-- BEGIN Stored data --
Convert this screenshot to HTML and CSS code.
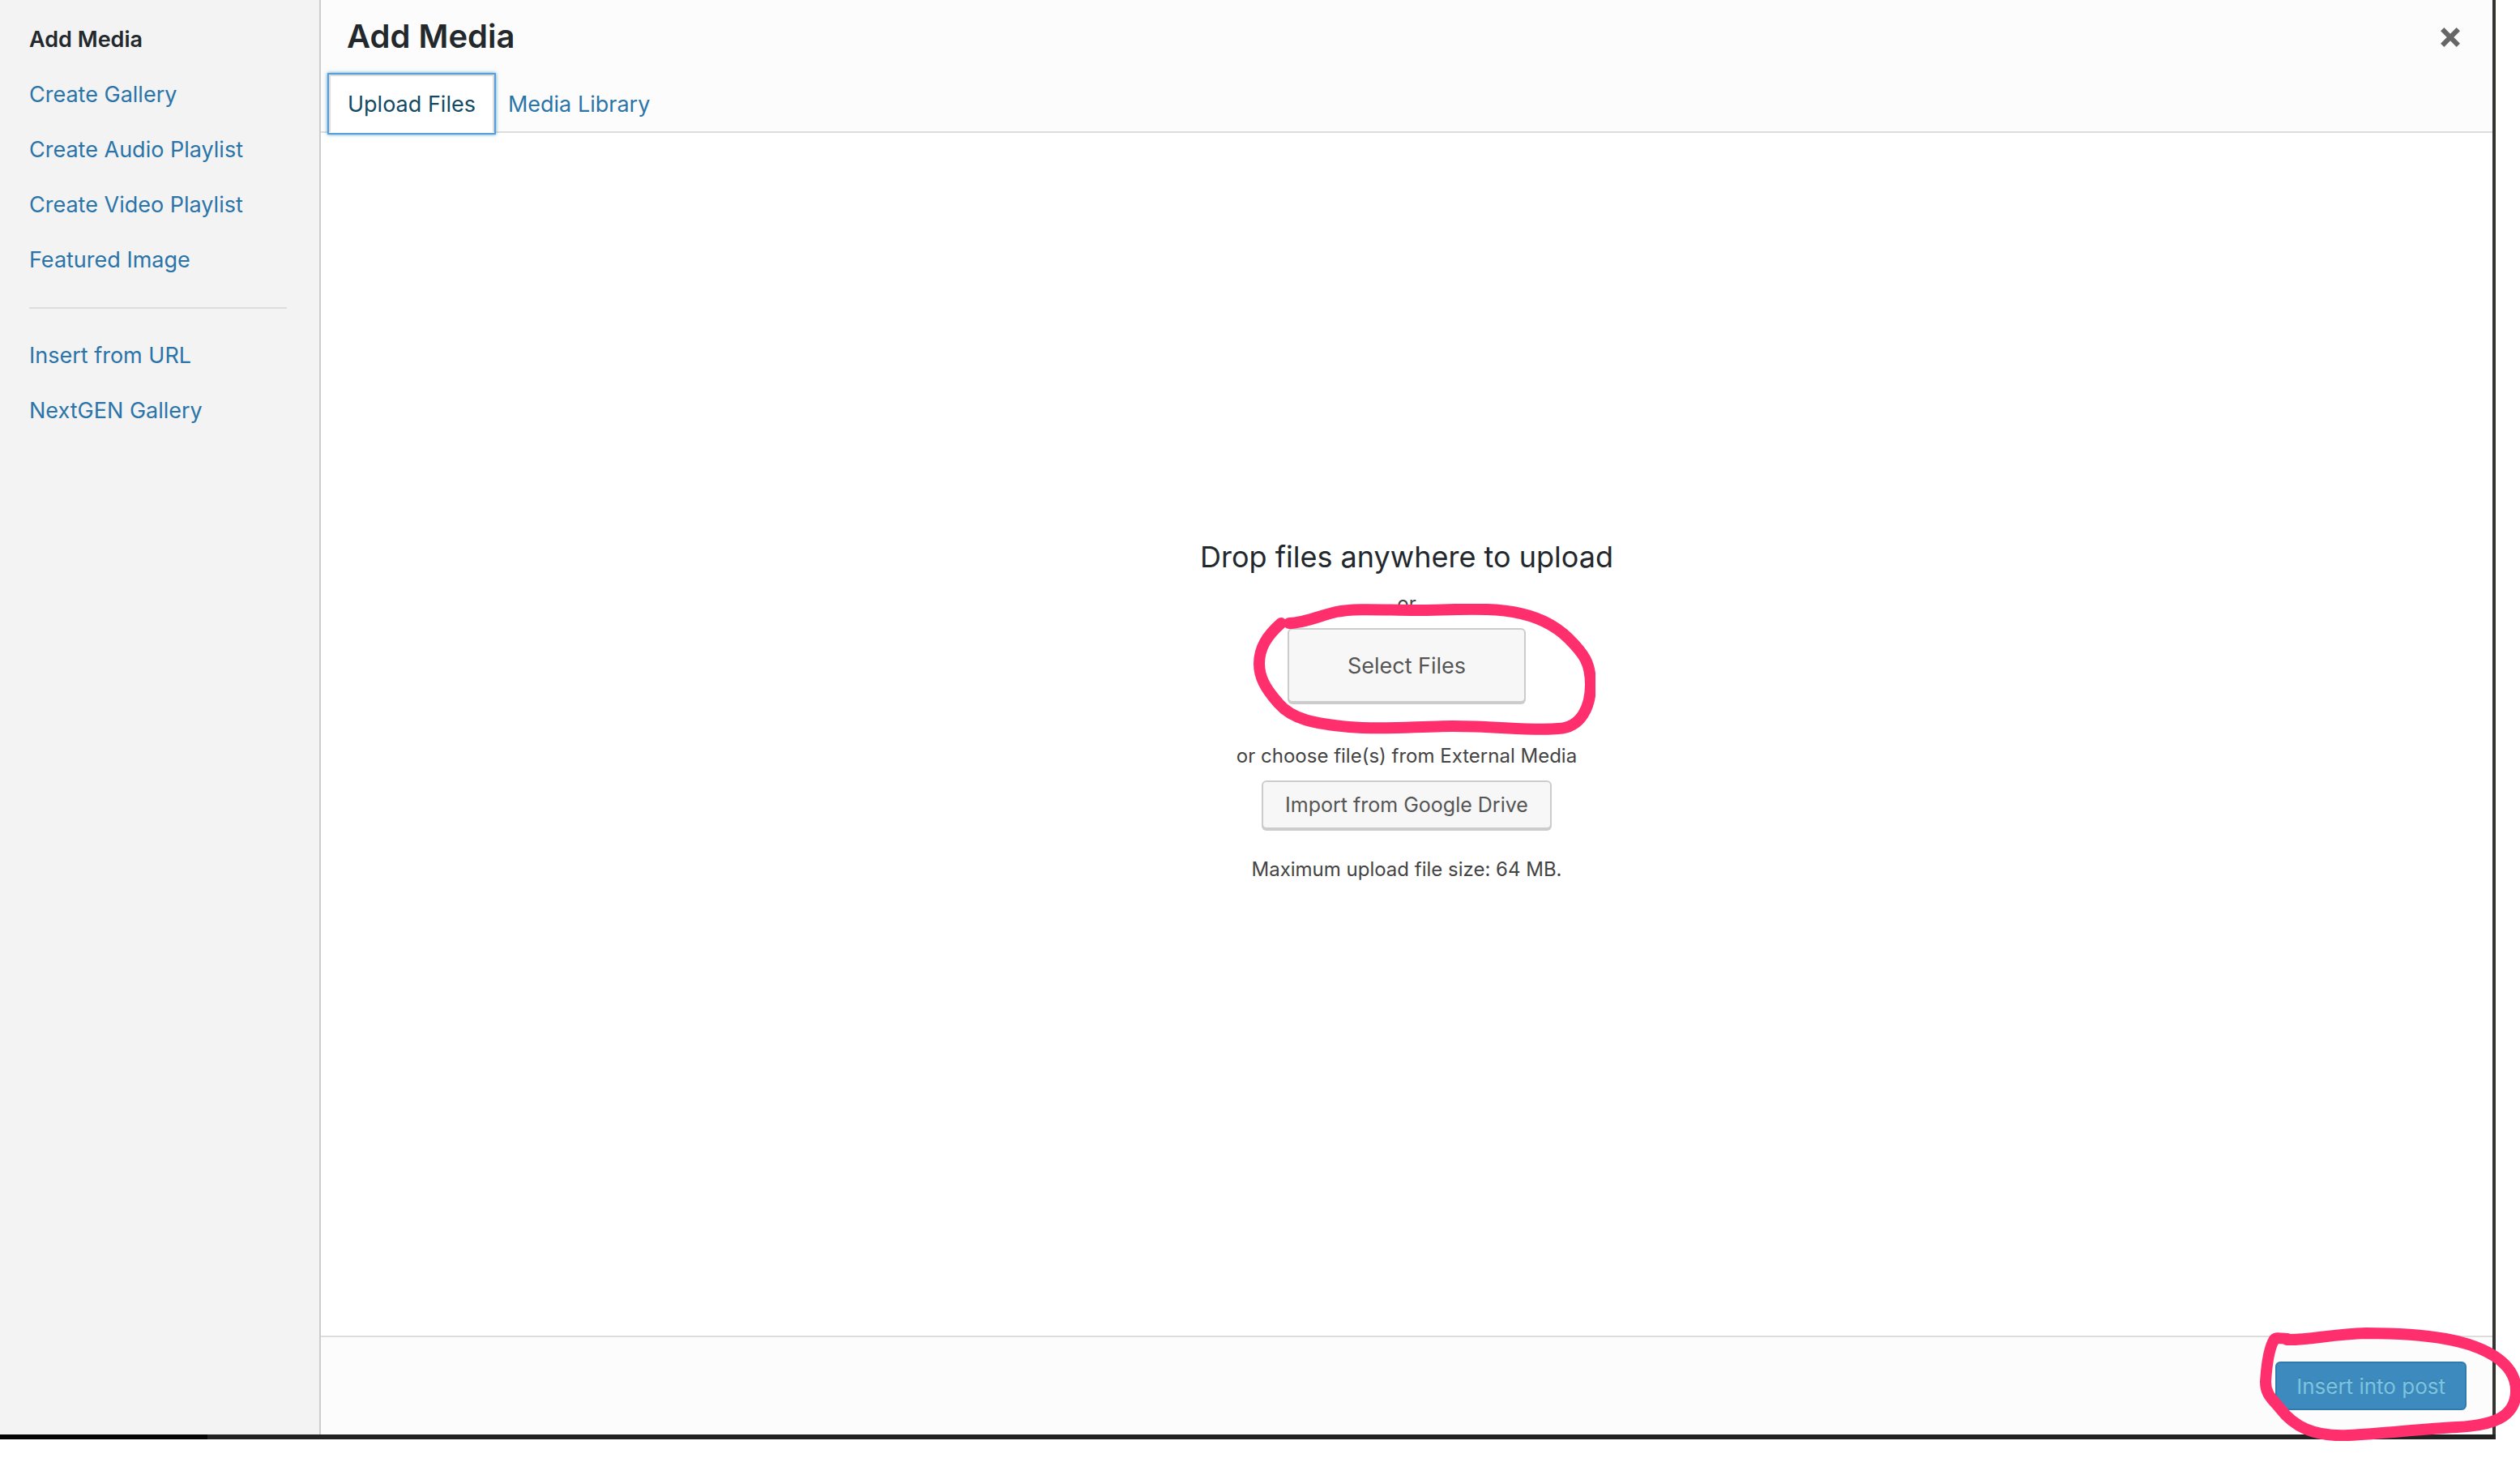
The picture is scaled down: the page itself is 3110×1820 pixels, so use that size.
FILE: index.html
```html
<!DOCTYPE html>
<html lang="en">
<head>
<meta charset="utf-8">
<title>Add Media</title>
<link rel="stylesheet" href="styles.css">
</head>
<body>
<div class="frame">
  <div class="modal">
    <nav class="menu" aria-label="Media actions">
      <a class="menu-item active" href="#add">Add Media</a>
      <a class="menu-item" href="#gallery">Create Gallery</a>
      <a class="menu-item" href="#audio">Create Audio Playlist</a>
      <a class="menu-item" href="#video">Create Video Playlist</a>
      <a class="menu-item" href="#featured">Featured Image</a>
      <hr class="separator">
      <a class="menu-item" href="#url">Insert from URL</a>
      <a class="menu-item" href="#nextgen">NextGEN Gallery</a>
    </nav>
    <main class="panel">
      <header class="header">
        <div class="title-row">
          <h1 class="title">Add Media</h1>
          <button class="close" type="button" aria-label="Close">
            <svg class="close-icon" viewBox="0 0 22 22" aria-hidden="true"><path d="M4 4L18 18M18 4L4 18" stroke="#666" stroke-width="5.6" stroke-linecap="square"/></svg>
          </button>
        </div>
        <div class="tabs">
          <a class="tab current" href="#upload">Upload Files</a>
          <a class="tab" href="#library">Media Library</a>
        </div>
      </header>
      <section class="uploader">
        <h2 class="drop-title">Drop files anywhere to upload</h2>
        <p class="note or">or</p>
        <div class="marked">
          <button class="button hero" type="button">Select Files</button>
          <svg class="mark mark-select" viewBox="0 0 424 164" aria-hidden="true"><path d="M46 24C64 24 86 14 104 10C128 5 166 8 202 8C230 8 256 6 290 7C328 8 366 18 391 43C410 62 418 73 418 100C418 126 407 153 378 154C348 157 300 151 248 151C204 151 164 156 120 152C78 148 50 143 33 123C16 104 9 90 9 74C9 54 19 39 36 24"/></svg>
        </div>
        <p class="note external">or choose file(s) from External Media</p>
        <button class="button import" type="button">Import from Google Drive</button>
        <p class="note limit">Maximum upload file size: 64 MB.</p>
      </section>
      <footer class="footer">
        <div class="marked">
          <button class="button primary" type="button" disabled>Insert into post</button>
          <svg class="mark mark-insert" viewBox="0 0 324 140" aria-hidden="true"><path d="M34 15C60 16 90 8 132 7C170 7 202 9 230 14C276 22 317 42 317 78C317 112 286 121 244 123C200 125 154 131 110 133C66 135 42 121 26 100C15 87 8 82 8 67C9 51 12 27 18 16C20 12 24 13 35 14"/></svg>
        </div>
      </footer>
    </main>
  </div>
</div>
</body>
</html>
```
FILE: styles.css
```css
*, *::before, *::after { box-sizing: border-box; }

body {
  margin: 0;
  min-height: 100vh;
  display: flex;
  padding: 0 30px 44px 0;
  overflow-x: clip;
  background: #fff;
  color: #444;
  font-family: Inter, "Liberation Sans", sans-serif;
  font-size: 26px;
}

.frame {
  flex: 1;
  display: flex;
  padding: 0 4px 6px 0;
  background:
    linear-gradient(#050505, #050505) left bottom / 256px 6px no-repeat,
    linear-gradient(#222, #222) left bottom / 100% 6px no-repeat,
    #353431;
}

.modal {
  flex: 1;
  display: grid;
  grid-template-columns: 396px 1fr;
}

.menu {
  display: flex;
  flex-direction: column;
  padding: 15px 40px 0 36px;
  background: #f3f3f3;
  border-right: 2px solid #ccc;
}

.menu-item {
  font-size: 27px;
  line-height: 68px;
  color: #2a74a9;
  text-decoration: none;
}

.menu-item.active { color: #23282d; font-weight: 600; }

.separator {
  width: 100%;
  height: 2px;
  margin: 24px 0;
  border: 0;
  background: #ddd;
}

.panel {
  display: flex;
  flex-direction: column;
  background: #fff;
}

.header {
  background: #fcfcfc;
  border-bottom: 2px solid #ddd;
}

.title-row {
  display: flex;
  justify-content: space-between;
  height: 92px;
  padding: 0 40px 0 32px;
}

.title {
  margin: 0;
  font-size: 40px;
  line-height: 90px;
  font-weight: 600;
  color: #23282d;
}

.close {
  display: flex;
  align-items: center;
  padding: 0;
  border: 0;
  background: none;
}

.close-icon { width: 24px; height: 24px; }

.tabs {
  display: flex;
  height: 70px;
  padding-left: 10px;
}

.tab {
  height: 72px;
  padding: 0 17px;
  font-size: 27px;
  line-height: 73px;
  color: #2a74a9;
  text-decoration: none;
}

.tab.current {
  padding: 0 21px;
  border: 2px solid #ddd;
  border-bottom-color: #fff;
  line-height: 69px;
  background: #fff;
  color: #124964;
  box-shadow: 0 0 0 2px #5b9dd9, 0 0 4px 2px rgba(30, 140, 190, 0.8);
}

.uploader {
  flex: 1;
  display: flex;
  flex-direction: column;
  align-items: center;
  justify-content: center;
  padding-bottom: 60px;
}

.drop-title {
  margin: 0;
  font-size: 36px;
  line-height: 56px;
  font-weight: 400;
  color: #23282d;
}

.note { margin: 0; font-size: 24px; line-height: 40px; }
.or { margin: 10px 0; }
.external { margin: 46px 0 10px; }
.limit { margin-top: 30px; }

.marked { position: relative; display: flex; }

.button {
  height: 60px;
  padding: 0 24px;
  border: 2px solid #ccc;
  border-radius: 6px;
  background: #f7f7f7;
  box-shadow: 0 2px 0 #ccc;
  color: #555;
  font-family: inherit;
  font-size: 26px;
}

.button.hero {
  height: 92px;
  padding: 0 72px;
  font-size: 27px;
}

.button.import {
  padding: 0 27px;
  font-size: 25px;
}

.button.primary {
  border-color: #307aae;
  background: #3d8bbe;
  box-shadow: none;
  color: #7cc4e0;
  text-shadow: 0 -2px 0 rgba(0, 0, 0, 0.1);
}

.mark {
  position: absolute;
  pointer-events: none;
  fill: none;
  stroke: #ff2f6d;
  stroke-width: 14px;
  stroke-linecap: round;
  stroke-linejoin: round;
}

.mark-select { left: -44px; top: -30px; width: 424px; height: 164px; }
.mark-insert { left: -20px; top: -42px; width: 324px; height: 140px; }

.footer {
  display: flex;
  justify-content: flex-end;
  padding: 30px 32px;
  border-top: 2px solid #ddd;
  background: #fcfcfc;
}
```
-- END Stored data --
## Written exercise:
Copy the material exactly. Do not include the pictures.

## Task output:
Convert this screenshot to HTML and CSS code.
The picture is scaled down: the page itself is 3110×1820 pixels, so use that size.
FILE: index.html
```html
<!DOCTYPE html>
<html lang="en">
<head>
<meta charset="utf-8">
<title>Add Media</title>
<link rel="stylesheet" href="styles.css">
</head>
<body>
<div class="frame">
  <div class="modal">
    <nav class="menu" aria-label="Media actions">
      <a class="menu-item active" href="#add">Add Media</a>
      <a class="menu-item" href="#gallery">Create Gallery</a>
      <a class="menu-item" href="#audio">Create Audio Playlist</a>
      <a class="menu-item" href="#video">Create Video Playlist</a>
      <a class="menu-item" href="#featured">Featured Image</a>
      <hr class="separator">
      <a class="menu-item" href="#url">Insert from URL</a>
      <a class="menu-item" href="#nextgen">NextGEN Gallery</a>
    </nav>
    <main class="panel">
      <header class="header">
        <div class="title-row">
          <h1 class="title">Add Media</h1>
          <button class="close" type="button" aria-label="Close">
            <svg class="close-icon" viewBox="0 0 22 22" aria-hidden="true"><path d="M4 4L18 18M18 4L4 18" stroke="#666" stroke-width="5.6" stroke-linecap="square"/></svg>
          </button>
        </div>
        <div class="tabs">
          <a class="tab current" href="#upload">Upload Files</a>
          <a class="tab" href="#library">Media Library</a>
        </div>
      </header>
      <section class="uploader">
        <h2 class="drop-title">Drop files anywhere to upload</h2>
        <p class="note or">or</p>
        <div class="marked">
          <button class="button hero" type="button">Select Files</button>
          <svg class="mark mark-select" viewBox="0 0 424 164" aria-hidden="true"><path d="M46 24C64 24 86 14 104 10C128 5 166 8 202 8C230 8 256 6 290 7C328 8 366 18 391 43C410 62 418 73 418 100C418 126 407 153 378 154C348 157 300 151 248 151C204 151 164 156 120 152C78 148 50 143 33 123C16 104 9 90 9 74C9 54 19 39 36 24"/></svg>
        </div>
        <p class="note external">or choose file(s) from External Media</p>
        <button class="button import" type="button">Import from Google Drive</button>
        <p class="note limit">Maximum upload file size: 64 MB.</p>
      </section>
      <footer class="footer">
        <div class="marked">
          <button class="button primary" type="button" disabled>Insert into post</button>
          <svg class="mark mark-insert" viewBox="0 0 324 140" aria-hidden="true"><path d="M34 15C60 16 90 8 132 7C170 7 202 9 230 14C276 22 317 42 317 78C317 112 286 121 244 123C200 125 154 131 110 133C66 135 42 121 26 100C15 87 8 82 8 67C9 51 12 27 18 16C20 12 24 13 35 14"/></svg>
        </div>
      </footer>
    </main>
  </div>
</div>
</body>
</html>
```
FILE: styles.css
```css
*, *::before, *::after { box-sizing: border-box; }

body {
  margin: 0;
  min-height: 100vh;
  display: flex;
  padding: 0 30px 44px 0;
  overflow-x: clip;
  background: #fff;
  color: #444;
  font-family: Inter, "Liberation Sans", sans-serif;
  font-size: 26px;
}

.frame {
  flex: 1;
  display: flex;
  padding: 0 4px 6px 0;
  background:
    linear-gradient(#050505, #050505) left bottom / 256px 6px no-repeat,
    linear-gradient(#222, #222) left bottom / 100% 6px no-repeat,
    #353431;
}

.modal {
  flex: 1;
  display: grid;
  grid-template-columns: 396px 1fr;
}

.menu {
  display: flex;
  flex-direction: column;
  padding: 15px 40px 0 36px;
  background: #f3f3f3;
  border-right: 2px solid #ccc;
}

.menu-item {
  font-size: 27px;
  line-height: 68px;
  color: #2a74a9;
  text-decoration: none;
}

.menu-item.active { color: #23282d; font-weight: 600; }

.separator {
  width: 100%;
  height: 2px;
  margin: 24px 0;
  border: 0;
  background: #ddd;
}

.panel {
  display: flex;
  flex-direction: column;
  background: #fff;
}

.header {
  background: #fcfcfc;
  border-bottom: 2px solid #ddd;
}

.title-row {
  display: flex;
  justify-content: space-between;
  height: 92px;
  padding: 0 40px 0 32px;
}

.title {
  margin: 0;
  font-size: 40px;
  line-height: 90px;
  font-weight: 600;
  color: #23282d;
}

.close {
  display: flex;
  align-items: center;
  padding: 0;
  border: 0;
  background: none;
}

.close-icon { width: 24px; height: 24px; }

.tabs {
  display: flex;
  height: 70px;
  padding-left: 10px;
}

.tab {
  height: 72px;
  padding: 0 17px;
  font-size: 27px;
  line-height: 73px;
  color: #2a74a9;
  text-decoration: none;
}

.tab.current {
  padding: 0 21px;
  border: 2px solid #ddd;
  border-bottom-color: #fff;
  line-height: 69px;
  background: #fff;
  color: #124964;
  box-shadow: 0 0 0 2px #5b9dd9, 0 0 4px 2px rgba(30, 140, 190, 0.8);
}

.uploader {
  flex: 1;
  display: flex;
  flex-direction: column;
  align-items: center;
  justify-content: center;
  padding-bottom: 60px;
}

.drop-title {
  margin: 0;
  font-size: 36px;
  line-height: 56px;
  font-weight: 400;
  color: #23282d;
}

.note { margin: 0; font-size: 24px; line-height: 40px; }
.or { margin: 10px 0; }
.external { margin: 46px 0 10px; }
.limit { margin-top: 30px; }

.marked { position: relative; display: flex; }

.button {
  height: 60px;
  padding: 0 24px;
  border: 2px solid #ccc;
  border-radius: 6px;
  background: #f7f7f7;
  box-shadow: 0 2px 0 #ccc;
  color: #555;
  font-family: inherit;
  font-size: 26px;
}

.button.hero {
  height: 92px;
  padding: 0 72px;
  font-size: 27px;
}

.button.import {
  padding: 0 27px;
  font-size: 25px;
}

.button.primary {
  border-color: #307aae;
  background: #3d8bbe;
  box-shadow: none;
  color: #7cc4e0;
  text-shadow: 0 -2px 0 rgba(0, 0, 0, 0.1);
}

.mark {
  position: absolute;
  pointer-events: none;
  fill: none;
  stroke: #ff2f6d;
  stroke-width: 14px;
  stroke-linecap: round;
  stroke-linejoin: round;
}

.mark-select { left: -44px; top: -30px; width: 424px; height: 164px; }
.mark-insert { left: -20px; top: -42px; width: 324px; height: 140px; }

.footer {
  display: flex;
  justify-content: flex-end;
  padding: 30px 32px;
  border-top: 2px solid #ddd;
  background: #fcfcfc;
}
```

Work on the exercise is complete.